New Operation Stack options set out by Highways England
Measures that will help improve the road network’s resilience when there are interruptions to services across the English Channel were set out by Highways England on15 November.
The steps include a fresh look at options for holding large numbers of lorries at a site near the M20, and an interim solution that would hold freight traffic on the M20 while keeping the motorway open in both directions for other vehicles.
They follow the Government’s announcement today that it has withdrawn its July 2016 decision to approve plans for a lorry area at Stanford West.
Highways England project director John Kerner said: “The disruption that people in Kent suffered in summer 2015 underlines the need for long term improvements to how traffic is managed when cross-channel services are interrupted.
“Improvements at the port, and changes we have made to traffic management on the A20 near Dover, have delivered real improvements and have also helped prevent Operation Stack from being implemented. Along with our partners we are better prepared than ever, but a better plan for dealing with more widespread disruption is still needed.
“Now that the Government has withdrawn the decision to build a lorry area at Stanford West, we have been asked by the Transport Secretary to immediately develop both an interim and a permanent solution to reduce the local traffic impacts if there is cross-channel disruption.
“Highways England is committed to delivering the Government’s aim of finding a solution that makes Operation Stack less disruptive for people and businesses in Kent, and the improvements we are taking forward will help to do just that.”
Highways England have developed a number of options that, while continuing to hold HGVs on the M20, would allow non-port traffic to continue to travel in both directions reducing the levels of traffic disruption seen in Operation Stack. This could, for example, be through holding HGVs in the centre of the motorway rather than on the coastbound carriageway. Different technologies ranging from steel barriers to movable barrier systems could be deployed to deliver these solutions.
A decision on the interim option being taken forward will be made in early 2018, with delivery complete by March 2019.
The Transport Secretary has also tasked Highways England with starting the process to develop a permanent alternative to Operation Stack, incorporating a lorry park, through the normal planning process, including a full Environmental Impact Assessment.
Highways England is currently reviewing the scope, scale and location of potential solutions. The work will take into account changes since the original concept of the lorry park was promoted, in particular the UK’s exit from the European Union but also the need for ‘business as usual’ lorry parking in Kent. Specific investment decisions on both the longer-term and interim solutions will be subject to normal considerations of affordability and value for money. Highways England intends to consult on the options in early 2018 with a view to submitting a planning application in 2019.

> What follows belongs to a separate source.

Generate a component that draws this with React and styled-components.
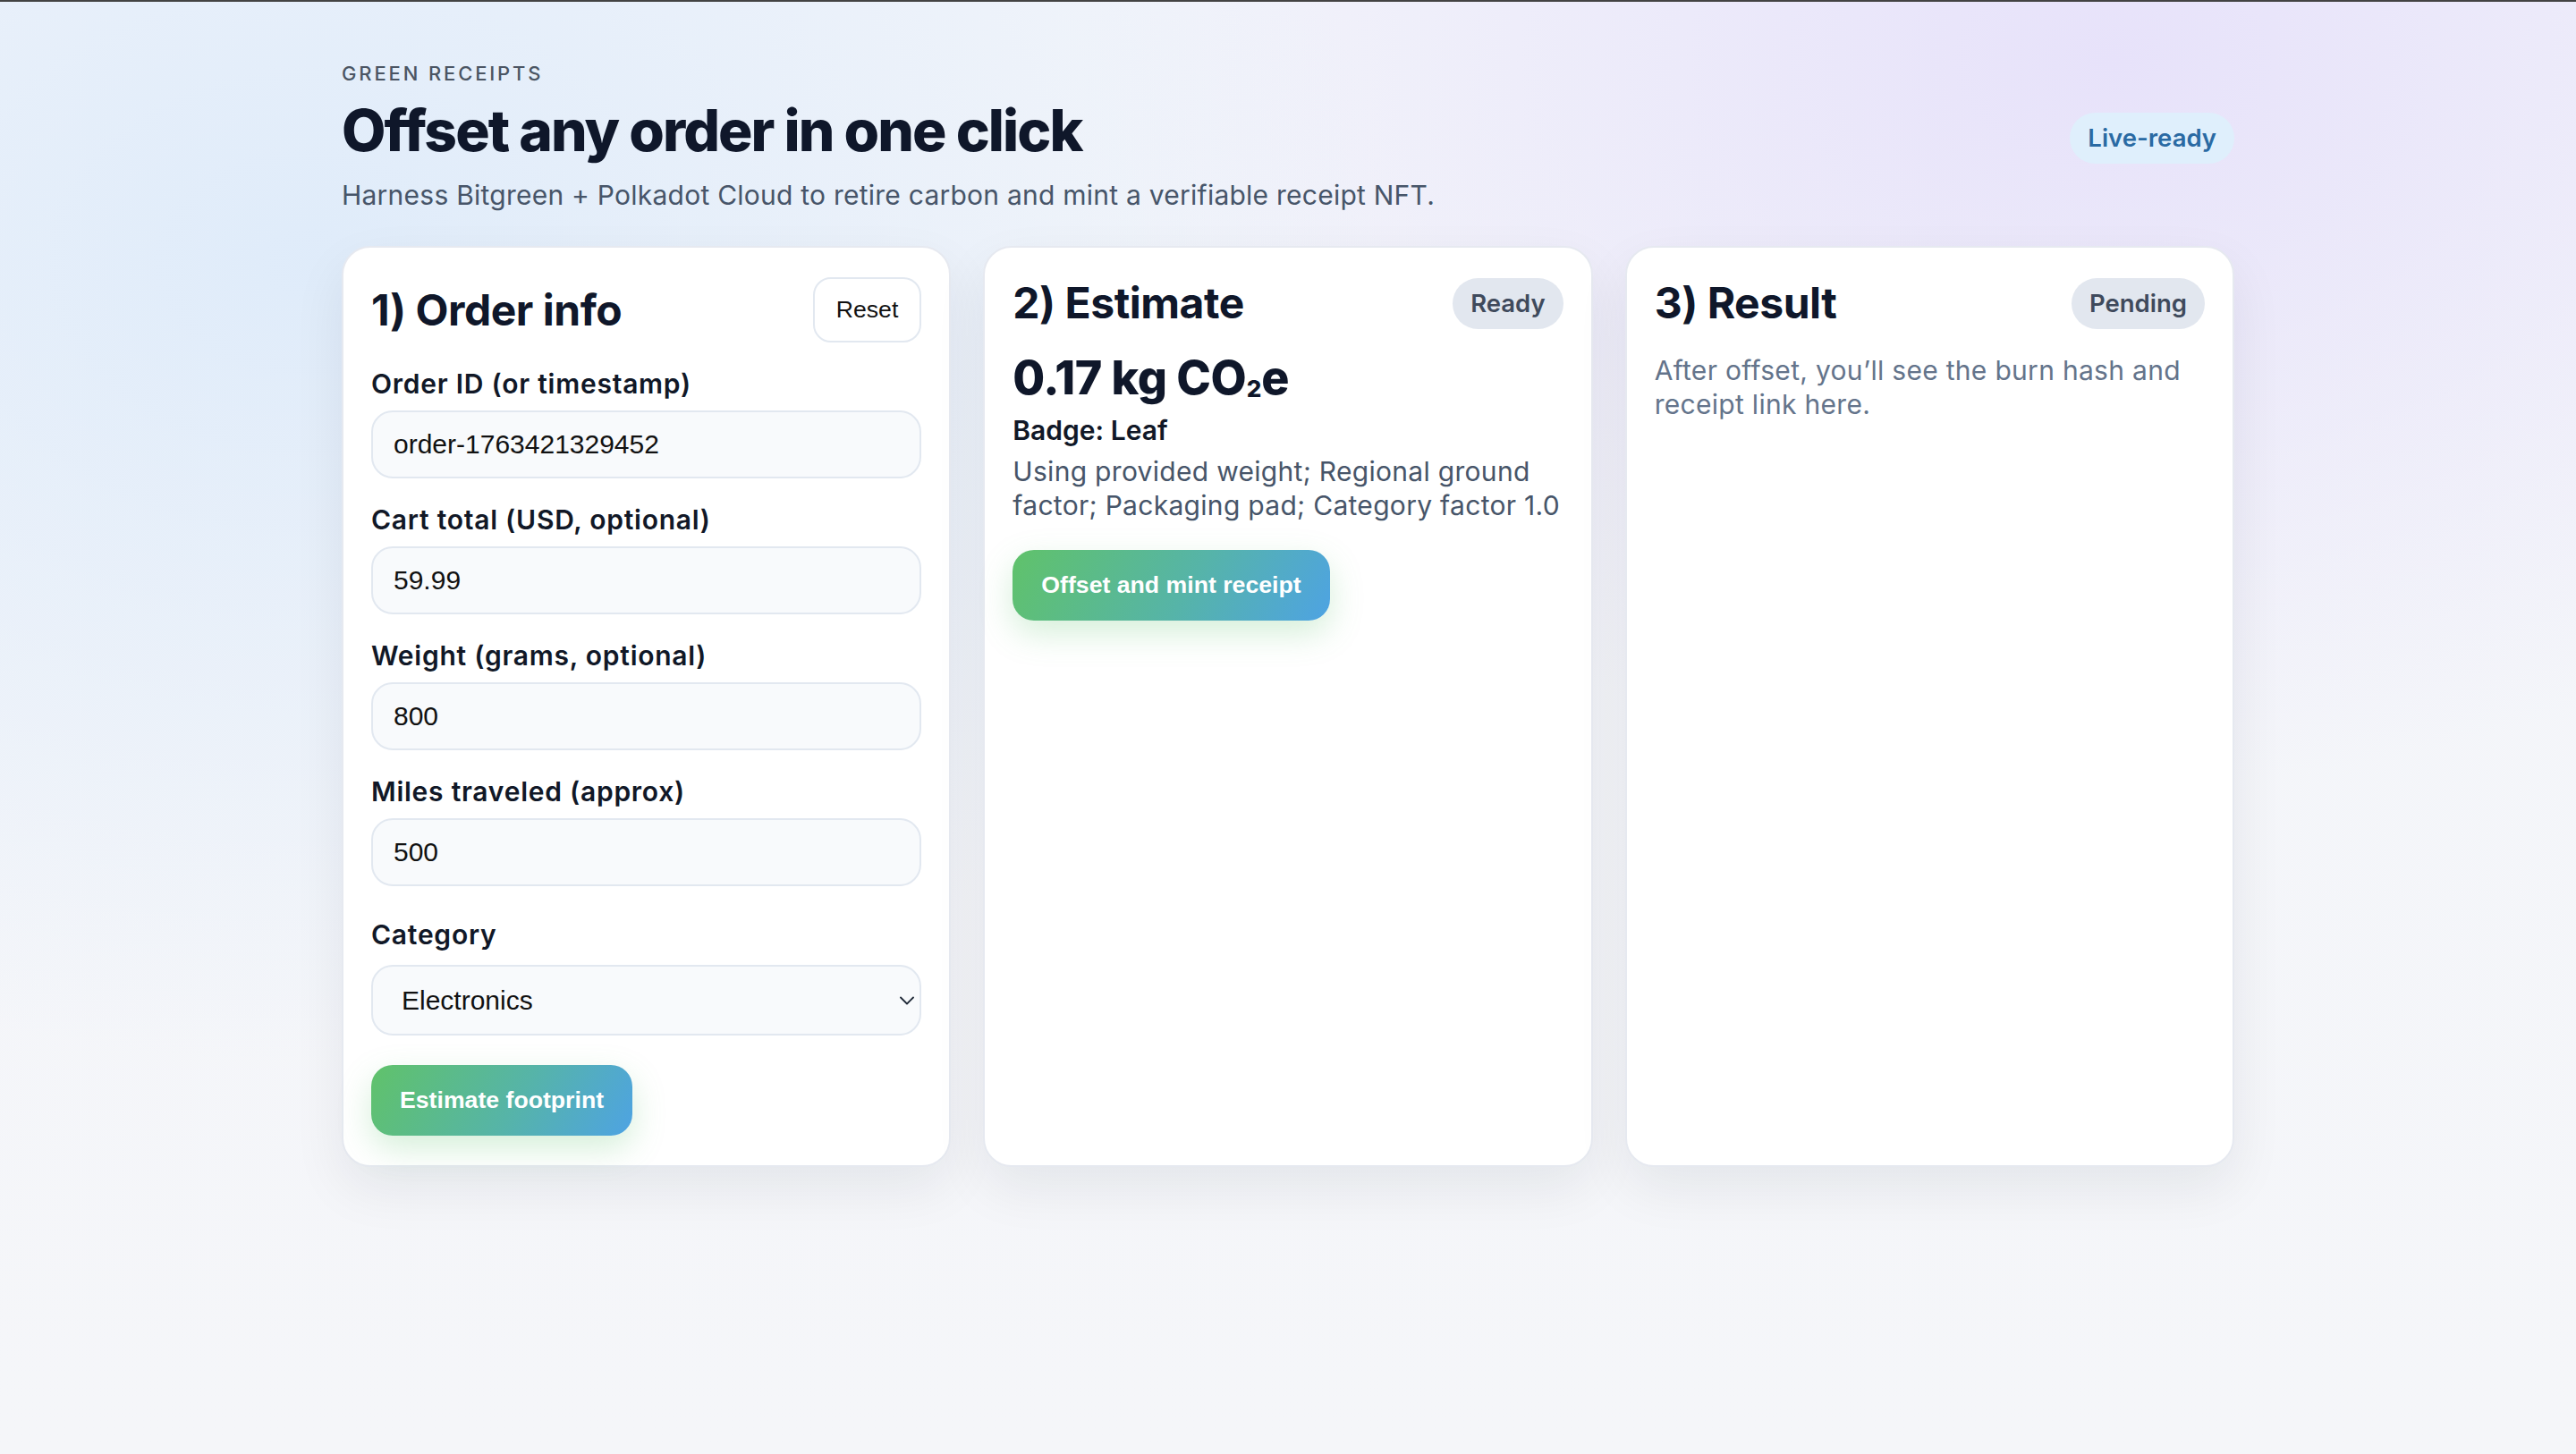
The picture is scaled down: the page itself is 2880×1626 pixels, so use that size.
import React from "react";
import styled, { createGlobalStyle, css } from "styled-components";

const GlobalStyle = createGlobalStyle`
  html, body { margin: 0; padding: 0; }
  body {
    font-family: Inter, "Noto Sans", sans-serif;
    background: #f5f6f9;
    -webkit-font-smoothing: antialiased;
  }
  *, *::before, *::after { box-sizing: border-box; }
`;

const Page = styled.div`
  min-height: 100vh;
  border-top: 2px solid #434343;
  padding: 67px 0 80px;
  background:
    radial-gradient(42% 55% at 12% 18%, rgba(222, 235, 250, 0.95) 0%, rgba(222, 235, 250, 0) 100%),
    radial-gradient(40% 50% at 82% 4%, rgba(231, 226, 250, 1) 0%, rgba(231, 226, 250, 0) 100%),
    linear-gradient(180deg, #f3f5fa 0%, #f5f6f9 100%);
`;

const Container = styled.main`
  width: 2116px;
  margin: 0 auto;
`;

const Header = styled.header`
  display: flex;
  justify-content: space-between;
  align-items: center;
  margin-bottom: 36px;
`;

const HeaderText = styled.div`
  display: flex;
  flex-direction: column;
  gap: 16px;
`;

const Eyebrow = styled.div`
  font-size: 22px;
  line-height: 26px;
  font-weight: 500;
  letter-spacing: 0.13em;
  text-transform: uppercase;
  color: #4b5563;
`;

const Title = styled.h1`
  margin: 0;
  font-size: 64px;
  line-height: 70px;
  font-weight: 800;
  letter-spacing: -0.03em;
  color: #0f172a;
`;

const Subtitle = styled.p`
  margin: 0;
  font-size: 30px;
  line-height: 42px;
  letter-spacing: 0.008em;
  color: #475569;
`;

const pillTones = {
  info: css`
    background: #dfeffc;
    color: #2a6aa3;
  `,
  neutral: css`
    background: #e2e7ef;
    color: #3f4a5c;
  `,
};

const Pill = styled.span`
  display: inline-flex;
  align-items: center;
  height: 57px;
  padding: 0 20px;
  border-radius: 999px;
  font-size: 27.5px;
  font-weight: 600;
  white-space: nowrap;
  ${(p) => pillTones[p.$tone || "neutral"]}
`;

const Grid = styled.section`
  display: grid;
  grid-template-columns: repeat(3, 1fr);
  gap: 36px;
  align-items: stretch;
`;

const Card = styled.div`
  display: flex;
  flex-direction: column;
  background: #ffffff;
  border: 2px solid #e6e9f0;
  border-radius: 32px;
  padding: 33px 31px 33px;
  box-shadow: 0 24px 60px rgba(15, 23, 42, 0.07);
`;

const CardHead = styled.div`
  display: flex;
  justify-content: space-between;
  align-items: center;
`;

const CardTitle = styled.h2`
  margin: 0;
  font-size: 48px;
  line-height: 58px;
  font-weight: 700;
  letter-spacing: -0.01em;
  color: #0f172a;
`;

const GhostButton = styled.button`
  height: 73px;
  padding: 0 24px;
  border: 2px solid #e2e8f0;
  border-radius: 20px;
  background: #ffffff;
  font-family: "Liberation Sans", Arial, sans-serif;
  font-size: 26.67px;
  color: #111111;
  cursor: pointer;
`;

const Form = styled.form`
  display: flex;
  flex-direction: column;
  gap: 28px;
  margin-top: 28px;
`;

const Field = styled.label`
  display: flex;
  flex-direction: column;
  gap: ${(p) => (p.$loose ? 16 : 12)}px;
  margin-top: ${(p) => (p.$loose ? 8 : 0)}px;
`;

const LabelText = styled.span`
  font-size: 30px;
  line-height: 36px;
  font-weight: 600;
  letter-spacing: 0.025em;
  color: #111827;
`;

const fieldBox = css`
  width: 100%;
  border: 2px solid #e2e8f0;
  border-radius: 24px;
  background: #f8fafc;
  font-family: "Liberation Sans", Arial, sans-serif;
  font-size: 30px;
  color: #111111;
  outline: none;
`;

const Input = styled.input`
  ${fieldBox}
  height: 76px;
  padding: 0 23px;
`;

const SelectWrap = styled.div`
  position: relative;
`;

const Select = styled.select`
  ${fieldBox}
  height: 79px;
  padding: 0 60px 0 32px;
  appearance: none;
  -webkit-appearance: none;
`;

const Chevron = styled.svg`
  position: absolute;
  right: 8px;
  top: 50%;
  transform: translateY(-50%);
  pointer-events: none;
`;

const PrimaryButton = styled.button`
  align-self: flex-start;
  height: 79px;
  padding: 0 32px;
  margin-top: ${(p) => p.$offset || 0}px;
  border: none;
  border-radius: 24px;
  background: linear-gradient(120deg, #60c26a 0%, #56b4a8 55%, #4ea3e3 100%);
  color: #ffffff;
  font-family: "Liberation Sans", Arial, sans-serif;
  font-size: 26.67px;
  font-weight: 700;
  box-shadow: 0 14px 36px rgba(94, 193, 107, 0.26);
  cursor: pointer;
`;

const Body = styled.div`
  display: flex;
  flex-direction: column;
  margin-top: 24px;
`;

const Amount = styled.div`
  font-size: 52px;
  line-height: 62px;
  font-weight: 800;
  letter-spacing: -0.01em;
  color: #0f172a;
`;

const Sub = styled.sub`
  font-size: 0.5em;
  line-height: 0;
  vertical-align: -0.12em;
  margin: 0 0.02em;
`;

const BadgeLine = styled.div`
  margin-top: 8px;
  font-size: 30px;
  line-height: 38px;
  font-weight: 600;
  color: #111827;
`;

const Text = styled.p`
  margin: ${(p) => p.$top || 0}px 0 0;
  font-size: 30px;
  line-height: 38px;
  letter-spacing: 0.01em;
  color: ${(p) => (p.$muted ? "#64748b" : "#475569")};
`;

const fields = [
  { label: "Order ID (or timestamp)", value: "order-1763421329452" },
  { label: "Cart total (USD, optional)", value: "59.99" },
  { label: "Weight (grams, optional)", value: "800" },
  { label: "Miles traveled (approx)", value: "500" },
];

export default function App() {
  return (
    <>
      <GlobalStyle />
      <Page>
        <Container>
          <Header>
            <HeaderText>
              <Eyebrow>Green receipts</Eyebrow>
              <Title>Offset any order in one click</Title>
              <Subtitle>
                Harness Bitgreen + Polkadot Cloud to retire carbon and mint a verifiable receipt NFT.
              </Subtitle>
            </HeaderText>
            <Pill $tone="info">Live-ready</Pill>
          </Header>

          <Grid>
            <Card>
              <CardHead>
                <CardTitle>1) Order info</CardTitle>
                <GhostButton type="button">Reset</GhostButton>
              </CardHead>
              <Form onSubmit={(e) => e.preventDefault()}>
                {fields.map((f) => (
                  <Field key={f.label}>
                    <LabelText>{f.label}</LabelText>
                    <Input defaultValue={f.value} />
                  </Field>
                ))}
                <Field $loose>
                  <LabelText>Category</LabelText>
                  <SelectWrap>
                    <Select defaultValue="electronics">
                      <option value="electronics">Electronics</option>
                      <option value="apparel">Apparel</option>
                      <option value="home">Home</option>
                    </Select>
                    <Chevron width="16" height="10" viewBox="0 0 16 10" fill="none">
                      <path d="M1 1.5L8 8.5L15 1.5" stroke="#1f2937" strokeWidth="1.8" strokeLinecap="round" strokeLinejoin="round" />
                    </Chevron>
                  </SelectWrap>
                </Field>
                <PrimaryButton type="submit" $offset={5}>Estimate footprint</PrimaryButton>
              </Form>
            </Card>

            <Card>
              <CardHead>
                <CardTitle>2) Estimate</CardTitle>
                <Pill>Ready</Pill>
              </CardHead>
              <Body>
                <Amount>
                  0.17 kg CO<Sub>2</Sub>e
                </Amount>
                <BadgeLine>Badge: Leaf</BadgeLine>
                <Text $top={8}>
                  Using provided weight; Regional ground factor; Packaging pad; Category factor 1.0
                </Text>
                <PrimaryButton type="button" $offset={31}>Offset and mint receipt</PrimaryButton>
              </Body>
            </Card>

            <Card>
              <CardHead>
                <CardTitle>3) Result</CardTitle>
                <Pill>Pending</Pill>
              </CardHead>
              <Text $muted $top={27}>
                After offset, you’ll see the burn hash and receipt link here.
              </Text>
            </Card>
          </Grid>
        </Container>
      </Page>
    </>
  );
}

The measures announced today build on significant progress that has been made in recent years.
Since the unprecedented deployment of Operation Stack in summer 2015, Highways England has installed new traffic lights and lane control at the end of the A20 dual carriageway on approach to Dover. The arrangements, known as Dover TAP, have helped to prevent Operation Stack being called on at least six occasions. Improvements to holding capacity made in the Port of Dover and at Eurotunnel’s Folkestone terminal have also had a positive effect.